Since 1990, nearly 33,000 Teach for America teachers have taught more than 3 million students. Today, Teach for America teachers work in 43 regions in 32 states and Washington D.C. In the 2011-12 school year, more than 9,000 corps members are teaching 600,000 students across the nation. Sixty-seven percent of TFA’s alumni pursue education as a career. Many Teach for America teachers have become education leaders, founding dozens of high-performing schools, boldly leading school districts and charter management organizations and helping pass groundbreaking education legislation.
In sum, there is substantial evidence that Teach for America teachers are successful at closing the achievement gap.
Reason #3: The contract is opposed by the Seattle Education Association, the teachers union
This claim is true. But Teach for America has brought new prestige and success to the profession of teaching, and is attracting our most talented youth back into teaching. Teach for America teachers make some adults in the system uncomfortable. Teach for America teachers represent a challenge to the status quo. Teach for America teachers bring new ideas and new approaches to tackling the problems facing our schools. This new talent and energy should be encouraged, not driven away, from Seattle.

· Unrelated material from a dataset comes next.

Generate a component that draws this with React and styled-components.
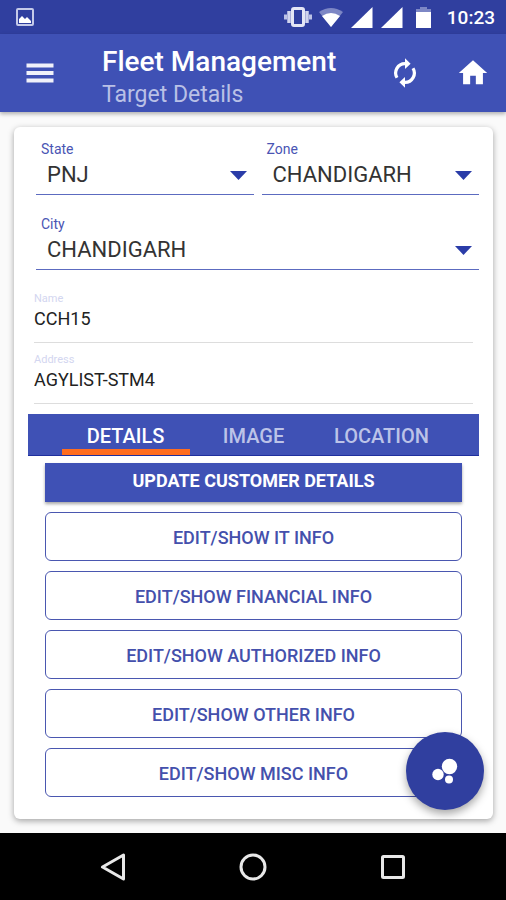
import React, {useState} from 'react'
import styled, {createGlobalStyle} from 'styled-components'
import {MdHome} from 'react-icons/md'

const GlobalStyle = createGlobalStyle `
* {
	box-sizing:border-box;
}
body {
	margin:0;
	background-color:#FAFAFA;
	font-family:Roboto, sans-serif;
}
button, input, select {
	font-family:inherit;
}
`

const Screen = styled.div `
display:flex;
flex-direction:column;
min-height:100vh;
`

const StatusBar = styled.div `
display:flex;
align-items:center;
height:34px;
padding:0 11px 0 16px;
background-color:#303F9F;
color:white;
`

const StatusIcons = styled.div `
display:flex;
align-items:center;
gap:7px;
margin-left:auto;
`

const Clock = styled.div `
margin-left:2px;
font-size:19px;
font-weight:500;
`

const AppBar = styled.header `
display:flex;
align-items:center;
height:78px;
padding:0 16px 0 22px;
background-color:#3F51B5;
box-shadow:0 2px 4px rgba(0, 0, 0, 0.3);
`

const IconButton = styled.button `
display:flex;
padding:0;
border:none;
background:none;
color:white;
font-size:34px;
&:hover {
	cursor:pointer;
}
`

const Titles = styled.div `
flex:1;
margin-left:44px;
padding-top:10px;
`

const Title = styled.h1 `
margin:0;
font-size:28px;
line-height:34px;
font-weight:500;
color:white;
`

const Subtitle = styled.div `
font-size:23px;
line-height:32px;
color:#B9C0E6;
`

const Actions = styled.div `
display:flex;
align-items:center;
gap:35px;
`

const Main = styled.main `
position:relative;
flex:1;
padding:15px 13px 14px 14px;
`

const Card = styled.section `
display:flex;
flex-direction:column;
padding:14px 14px 22px;
border-radius:6px;
background-color:white;
box-shadow:0 2px 6px rgba(0, 0, 0, 0.35);
`

const Selects = styled.div `
display:grid;
grid-template-columns:1fr 1fr;
gap:21px 8px;
padding-left:8px;
`

const SelectField = styled.label `
display:grid;
grid-template-rows:16px 37px;
align-items:center;
grid-column:${props => props.$wide ? '1 / -1' : 'auto'};
border-bottom:1px solid #5C6BC0;
`

const SelectLabel = styled.span `
padding-left:5px;
font-size:14px;
line-height:16px;
color:#4A55B4;
`

const Select = styled.select `
grid-area:2 / 1;
width:100%;
padding:0 40px 2px 11px;
border:none;
background:none;
appearance:none;
font-size:22px;
line-height:34px;
color:#333;
`

const Caret = styled.svg `
grid-area:2 / 1;
justify-self:end;
margin-right:7px;
pointer-events:none;
`

const Inputs = styled.div `
display:grid;
gap:8px;
padding:20px 6px 10px;
`

const InputField = styled.label `
display:flex;
flex-direction:column;
border-bottom:1px solid #DDD;
`

const InputLabel = styled.span `
font-size:11px;
line-height:18px;
color:#D3D6F0;
`

const Input = styled.input `
width:100%;
height:34px;
padding:0 0 14px;
border:none;
background:none;
font-size:18px;
line-height:20px;
color:#222;
`

const Tabs = styled.div `
display:flex;
justify-content:center;
height:42px;
background-color:#3F51B5;
border-bottom:1px solid #1F2F9E;
`

const Tab = styled.button `
width:128px;
padding:8px 0 0;
border:none;
border-bottom:6px solid ${props => props.$active ? '#FF6D1F' : 'transparent'};
background:none;
font-size:20px;
font-weight:500;
color:${props => props.$active ? 'white' : '#BCC3E8'};
&:hover {
	cursor:pointer;
}
`

const Buttons = styled.div `
display:flex;
flex-direction:column;
gap:10px;
padding:7px 17px 0;
`

const UpdateButton = styled.button `
height:39px;
padding:0 0 4px;
border:none;
background-color:#3F51B5;
box-shadow:0 2px 3px rgba(0, 0, 0, 0.35);
font-size:18px;
font-weight:700;
color:white;
&:hover {
	cursor:pointer;
}
`

const InfoButton = styled.button `
height:49px;
padding:2px 0 0;
border:1px solid #4A57B0;
border-radius:6px;
background-color:white;
font-size:18px;
font-weight:500;
color:#4450AC;
&:hover {
	cursor:pointer;
}
`

const Fab = styled.button `
position:absolute;
right:22px;
bottom:23px;
display:flex;
align-items:center;
justify-content:center;
width:78px;
height:78px;
border:none;
border-radius:50%;
background-color:#303F9F;
box-shadow:0 4px 8px rgba(0, 0, 0, 0.35);
&:hover {
	cursor:pointer;
}
`

const NavBar = styled.nav `
display:grid;
grid-template-columns:repeat(3, 1fr);
height:67px;
padding:0 43px;
background-color:black;
`

const NavButton = styled.button `
display:flex;
align-items:center;
justify-content:center;
padding:0;
border:none;
background:none;
`

const selects = [
	{id:'state', label:'State', value:'PNJ'},
	{id:'zone', label:'Zone', value:'CHANDIGARH'},
	{id:'city', label:'City', value:'CHANDIGARH', wide:true}
]

const inputs = [
	{id:'name', label:'Name', value:'CCH15'},
	{id:'address', label:'Address', value:'AGYLIST-STM4'}
]

const tabs = ['DETAILS', 'IMAGE', 'LOCATION']

const infos = ['IT', 'FINANCIAL', 'AUTHORIZED', 'OTHER', 'MISC']

function PictureIcon () {
	return (
		<svg width="18" height="18" viewBox="0 0 18 18">
			<rect x="1" y="1" width="16" height="16" rx="1" fill="none" stroke="#C5CAE9" strokeWidth="2"/>
			<path d="M3 15v-4l3-3 3 3 2-2 4 4v2z" fill="white"/>
		</svg>
	)
}

function VibrateIcon () {
	return (
		<svg width="28" height="22" viewBox="0 0 28 22">
			<rect x="8.5" y="2.500" width="11" height="17" rx="1.5" fill="none" stroke="#E4E6F5" strokeWidth="3"/>
			<path d="M5 5v12M23 5v12" stroke="#D0D4EE" strokeWidth="3.500"/>
			<path d="M1.5 8.500v5M26.5 8.500v5" stroke="#BCC2E6" strokeWidth="3"/>
		</svg>
	)
}

function WifiIcon () {
	return (
		<svg width="24" height="22" viewBox="0 0 24 22">
			<path d="M0 6Q12-2 24 6L12 21z" fill="#7D87C5"/>
			<path d="M3 10Q12 4 21 10L12 21z" fill="white"/>
		</svg>
	)
}

function SignalIcon () {
	return (
		<svg width="23" height="22" viewBox="0 0 23 22">
			<path d="M22.500 1v21H1z" fill="white"/>
		</svg>
	)
}

function BatteryIcon () {
	return (
		<svg width="28" height="22" viewBox="0 0 28 22">
			<path d="M10 1h7v2h4v3H6V3h4z" fill="#7D87C5"/>
			<path d="M6 6h15v16H6z" fill="white"/>
		</svg>
	)
}

function MenuIcon () {
	return (
		<svg width="36" height="36" viewBox="0 0 36 36">
			<path d="M4.500 10.500h27M4.500 18h27M4.500 25.500h27" stroke="#F0F1FA" strokeWidth="4"/>
		</svg>
	)
}

function RefreshIcon () {
	return (
		<svg width="32" height="32" viewBox="0 0 24 24">
			<path d="M6 15.600A7 7 0 0 1 12 5M18 8.400A7 7 0 0 1 12 19" fill="none" stroke="white" strokeWidth="2.400"/>
			<path d="M12 1l4.200 4-4.200 4zM12 23l-4.200-4 4.200-4z" fill="white"/>
		</svg>
	)
}

function BubblesIcon () {
	return (
		<svg width="28" height="28" viewBox="0 0 28 28" fill="white">
			<circle cx="18.5" cy="9.5" r="7.7"/>
			<circle cx="7" cy="17.5" r="5.7"/>
			<circle cx="18" cy="22.5" r="4"/>
		</svg>
	)
}

export default function App () {
	const [activeTab, setActiveTab] = useState('DETAILS')

	return (
		<Screen>
			<GlobalStyle/>
			<StatusBar>
				<PictureIcon/>
				<StatusIcons>
					<VibrateIcon/>
					<WifiIcon/>
					<SignalIcon/>
					<SignalIcon/>
					<BatteryIcon/>
					<Clock>10:23</Clock>
				</StatusIcons>
			</StatusBar>
			<AppBar>
				<IconButton aria-label="Menu"><MenuIcon/></IconButton>
				<Titles>
					<Title>Fleet Management</Title>
					<Subtitle>Target Details</Subtitle>
				</Titles>
				<Actions>
					<IconButton aria-label="Refresh"><RefreshIcon/></IconButton>
					<IconButton aria-label="Home"><MdHome/></IconButton>
				</Actions>
			</AppBar>
			<Main>
				<Card>
					<Selects>
						{selects.map(select =>
						<SelectField key={select.id} $wide={select.wide}>
							<SelectLabel>{select.label}</SelectLabel>
							<Select name={select.id}>
								<option>{select.value}</option>
							</Select>
							<Caret width="17" height="9" viewBox="0 0 17 9"><path d="M0 0h17L8.500 9z" fill="#2A3CA8"/></Caret>
						</SelectField>
						)}
					</Selects>
					<Inputs>
						{inputs.map(input =>
						<InputField key={input.id}>
							<InputLabel>{input.label}</InputLabel>
							<Input name={input.id} defaultValue={input.value}/>
						</InputField>
						)}
					</Inputs>
					<Tabs role="tablist">
						{tabs.map(tab =>
						<Tab key={tab} role="tab" aria-selected={tab === activeTab} $active={tab === activeTab} onClick={() => setActiveTab(tab)}>{tab}</Tab>
						)}
					</Tabs>
					<Buttons>
						<UpdateButton>UPDATE CUSTOMER DETAILS</UpdateButton>
						{infos.map(info => <InfoButton key={info}>EDIT/SHOW {info} INFO</InfoButton>)}
					</Buttons>
				</Card>
				<Fab aria-label="More actions"><BubblesIcon/></Fab>
			</Main>
			<NavBar>
				<NavButton aria-label="Back">
					<svg width="28" height="28" viewBox="0 0 28 28"><path d="M24.500 2v24L3.500 14z" fill="none" stroke="#E8E8E8" strokeWidth="3" strokeLinejoin="round"/></svg>
				</NavButton>
				<NavButton aria-label="Home screen">
					<svg width="28" height="28" viewBox="0 0 28 28"><circle cx="14" cy="14" r="12" fill="none" stroke="#E8E8E8" strokeWidth="3"/></svg>
				</NavButton>
				<NavButton aria-label="Recent apps">
					<svg width="28" height="28" viewBox="0 0 28 28"><rect x="3.500" y="3.500" width="21" height="21" rx="1" fill="none" stroke="#E8E8E8" strokeWidth="3"/></svg>
				</NavButton>
			</NavBar>
		</Screen>
	)
}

What we do best in this country is giving people opportunities. This is what Teach for America does: it offers young people the opportunity to teach children. Teach for America has proven to be an entry point for thousands of young people whose experience in classrooms has convinced them to become teachers, to become principals, to become leaders of school districts and innovators in education on every level. Teach for America is a great organization and we should welcome it here.